— start Exercise input —
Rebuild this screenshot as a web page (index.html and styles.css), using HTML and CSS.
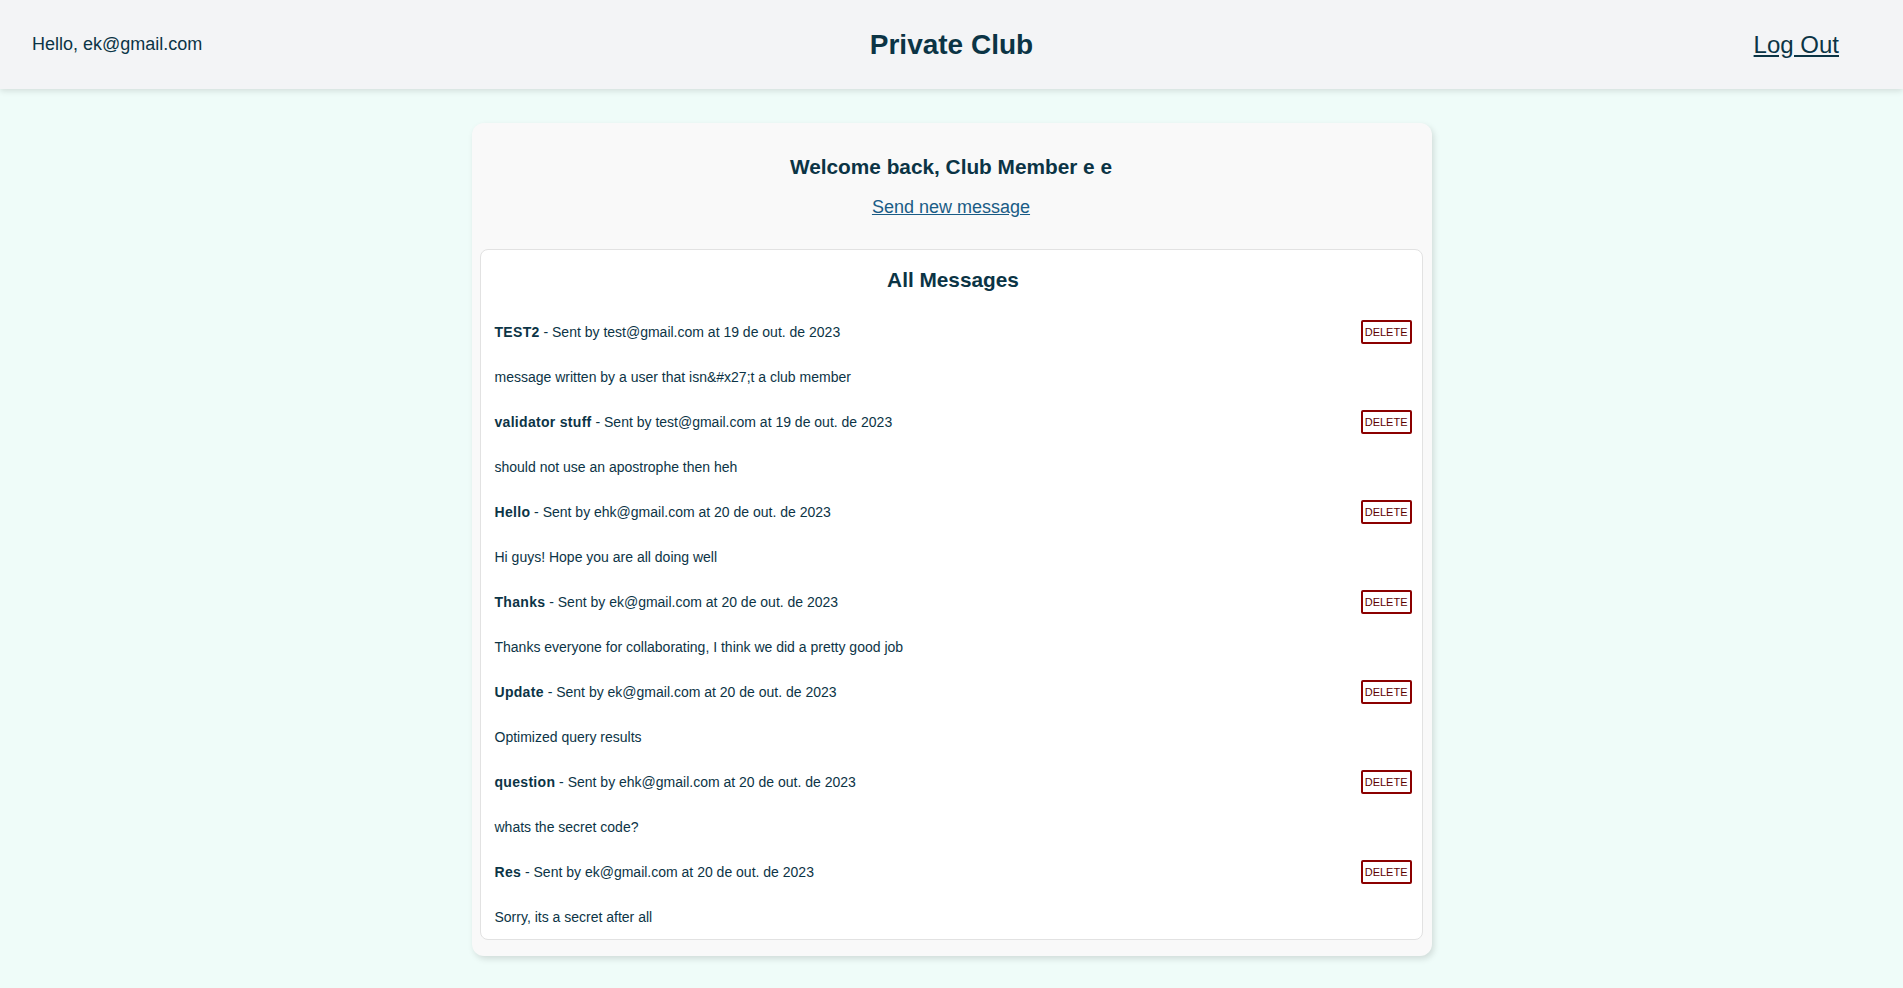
— end Exercise input —
— start Exercise input —
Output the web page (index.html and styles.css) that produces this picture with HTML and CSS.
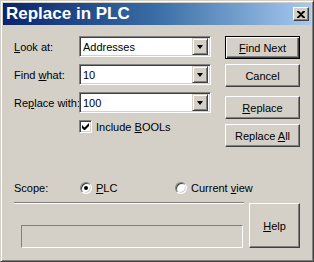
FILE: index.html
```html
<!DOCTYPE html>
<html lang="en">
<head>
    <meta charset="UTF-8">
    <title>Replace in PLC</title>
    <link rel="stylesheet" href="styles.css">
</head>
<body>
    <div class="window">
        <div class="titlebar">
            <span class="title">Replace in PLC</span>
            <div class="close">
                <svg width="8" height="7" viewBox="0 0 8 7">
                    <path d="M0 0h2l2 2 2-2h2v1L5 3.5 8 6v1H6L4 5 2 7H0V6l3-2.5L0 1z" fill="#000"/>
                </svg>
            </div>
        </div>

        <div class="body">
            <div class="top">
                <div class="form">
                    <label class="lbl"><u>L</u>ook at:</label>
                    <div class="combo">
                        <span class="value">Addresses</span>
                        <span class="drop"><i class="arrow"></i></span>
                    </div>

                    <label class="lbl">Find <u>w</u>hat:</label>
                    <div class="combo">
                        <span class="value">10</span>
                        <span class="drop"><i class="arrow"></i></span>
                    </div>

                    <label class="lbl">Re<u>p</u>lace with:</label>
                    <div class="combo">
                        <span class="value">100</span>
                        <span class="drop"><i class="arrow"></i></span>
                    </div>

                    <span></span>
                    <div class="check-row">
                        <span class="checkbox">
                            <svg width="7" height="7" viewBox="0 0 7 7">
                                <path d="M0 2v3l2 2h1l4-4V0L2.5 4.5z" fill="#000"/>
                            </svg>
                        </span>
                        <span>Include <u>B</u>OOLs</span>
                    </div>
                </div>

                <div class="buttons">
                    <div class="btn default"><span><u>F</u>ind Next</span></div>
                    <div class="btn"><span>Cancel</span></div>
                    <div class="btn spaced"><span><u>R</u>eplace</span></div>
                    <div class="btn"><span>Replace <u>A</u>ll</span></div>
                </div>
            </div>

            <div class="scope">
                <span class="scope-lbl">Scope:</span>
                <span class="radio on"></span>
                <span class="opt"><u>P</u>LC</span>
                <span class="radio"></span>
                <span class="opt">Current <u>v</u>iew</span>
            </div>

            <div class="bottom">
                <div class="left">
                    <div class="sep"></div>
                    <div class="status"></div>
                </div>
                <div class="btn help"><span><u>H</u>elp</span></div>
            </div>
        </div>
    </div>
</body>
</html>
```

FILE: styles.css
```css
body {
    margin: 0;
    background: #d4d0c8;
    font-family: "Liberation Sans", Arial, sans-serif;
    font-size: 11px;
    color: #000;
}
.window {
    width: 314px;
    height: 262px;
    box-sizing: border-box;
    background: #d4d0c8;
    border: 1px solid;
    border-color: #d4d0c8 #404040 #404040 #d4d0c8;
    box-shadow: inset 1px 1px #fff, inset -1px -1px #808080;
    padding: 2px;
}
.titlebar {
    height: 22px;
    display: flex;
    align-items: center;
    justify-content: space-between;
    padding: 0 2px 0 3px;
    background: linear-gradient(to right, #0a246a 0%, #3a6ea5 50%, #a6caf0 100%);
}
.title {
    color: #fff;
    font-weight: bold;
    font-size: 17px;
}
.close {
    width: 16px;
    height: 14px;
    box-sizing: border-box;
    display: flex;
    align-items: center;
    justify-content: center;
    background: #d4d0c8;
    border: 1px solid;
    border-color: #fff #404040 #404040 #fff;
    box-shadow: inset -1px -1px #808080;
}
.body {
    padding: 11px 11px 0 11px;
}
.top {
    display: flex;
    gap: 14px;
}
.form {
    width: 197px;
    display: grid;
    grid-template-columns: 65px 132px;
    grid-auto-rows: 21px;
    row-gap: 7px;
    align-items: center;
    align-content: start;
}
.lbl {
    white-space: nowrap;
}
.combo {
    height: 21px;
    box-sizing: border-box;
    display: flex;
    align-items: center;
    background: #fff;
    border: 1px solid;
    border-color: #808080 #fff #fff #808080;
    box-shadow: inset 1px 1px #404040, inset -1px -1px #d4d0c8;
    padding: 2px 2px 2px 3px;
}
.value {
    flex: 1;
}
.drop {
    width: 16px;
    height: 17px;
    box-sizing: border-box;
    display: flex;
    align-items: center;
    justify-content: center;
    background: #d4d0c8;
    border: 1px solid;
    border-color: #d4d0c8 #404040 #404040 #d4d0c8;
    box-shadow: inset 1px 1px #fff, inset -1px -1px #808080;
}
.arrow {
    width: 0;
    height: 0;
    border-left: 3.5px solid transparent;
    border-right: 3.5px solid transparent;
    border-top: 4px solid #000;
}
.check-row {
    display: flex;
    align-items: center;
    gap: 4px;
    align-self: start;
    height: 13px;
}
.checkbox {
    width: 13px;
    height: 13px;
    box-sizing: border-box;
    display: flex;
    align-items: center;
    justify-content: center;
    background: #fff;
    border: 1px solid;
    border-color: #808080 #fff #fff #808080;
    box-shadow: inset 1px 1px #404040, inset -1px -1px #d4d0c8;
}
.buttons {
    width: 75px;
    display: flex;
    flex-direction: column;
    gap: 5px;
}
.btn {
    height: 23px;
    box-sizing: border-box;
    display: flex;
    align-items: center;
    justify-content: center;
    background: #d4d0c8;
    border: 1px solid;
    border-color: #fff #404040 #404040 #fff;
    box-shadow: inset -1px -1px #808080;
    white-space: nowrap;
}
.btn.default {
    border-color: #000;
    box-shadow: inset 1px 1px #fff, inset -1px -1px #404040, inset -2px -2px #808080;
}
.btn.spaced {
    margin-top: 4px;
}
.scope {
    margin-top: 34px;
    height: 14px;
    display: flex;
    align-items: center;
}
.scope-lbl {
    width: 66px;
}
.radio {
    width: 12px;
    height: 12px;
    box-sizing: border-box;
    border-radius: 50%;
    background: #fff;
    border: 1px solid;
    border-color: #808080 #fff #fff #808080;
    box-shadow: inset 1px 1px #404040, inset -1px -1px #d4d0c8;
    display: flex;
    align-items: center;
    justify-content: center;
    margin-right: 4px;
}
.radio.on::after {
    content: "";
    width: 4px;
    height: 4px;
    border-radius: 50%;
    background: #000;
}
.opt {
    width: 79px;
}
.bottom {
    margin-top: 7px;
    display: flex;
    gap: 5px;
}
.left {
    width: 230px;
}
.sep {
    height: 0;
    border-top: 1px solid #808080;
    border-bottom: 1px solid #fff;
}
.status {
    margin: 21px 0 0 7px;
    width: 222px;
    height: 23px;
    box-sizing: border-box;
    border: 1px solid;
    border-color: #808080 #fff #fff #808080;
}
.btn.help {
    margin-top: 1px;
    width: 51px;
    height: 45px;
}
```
— end Exercise input —
— start Exercise input —
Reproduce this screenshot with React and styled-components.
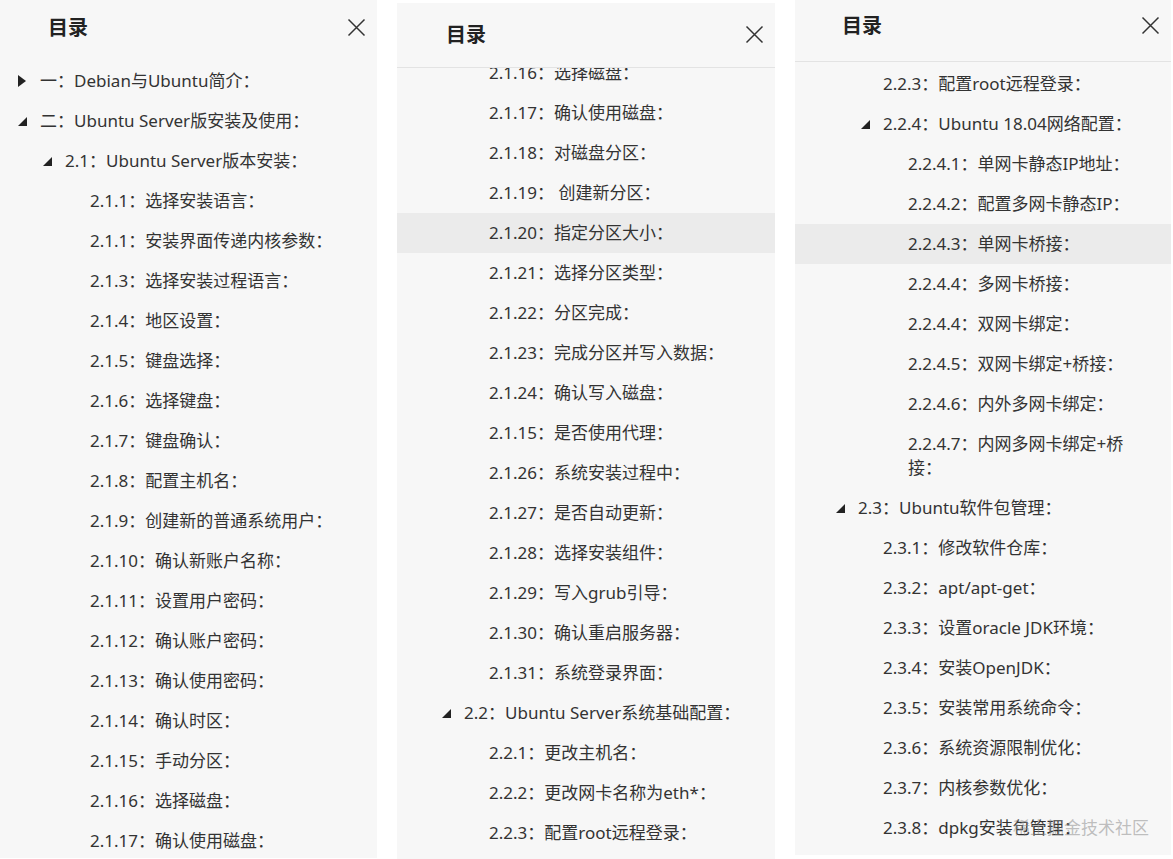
— end Exercise input —
What to work on: In the records above, locate each line with the word "screenshot". Copy all such lines.

Exercise response:
Rebuild this screenshot as a web page (index.html and styles.css), using HTML and CSS.
Reproduce this screenshot with React and styled-components.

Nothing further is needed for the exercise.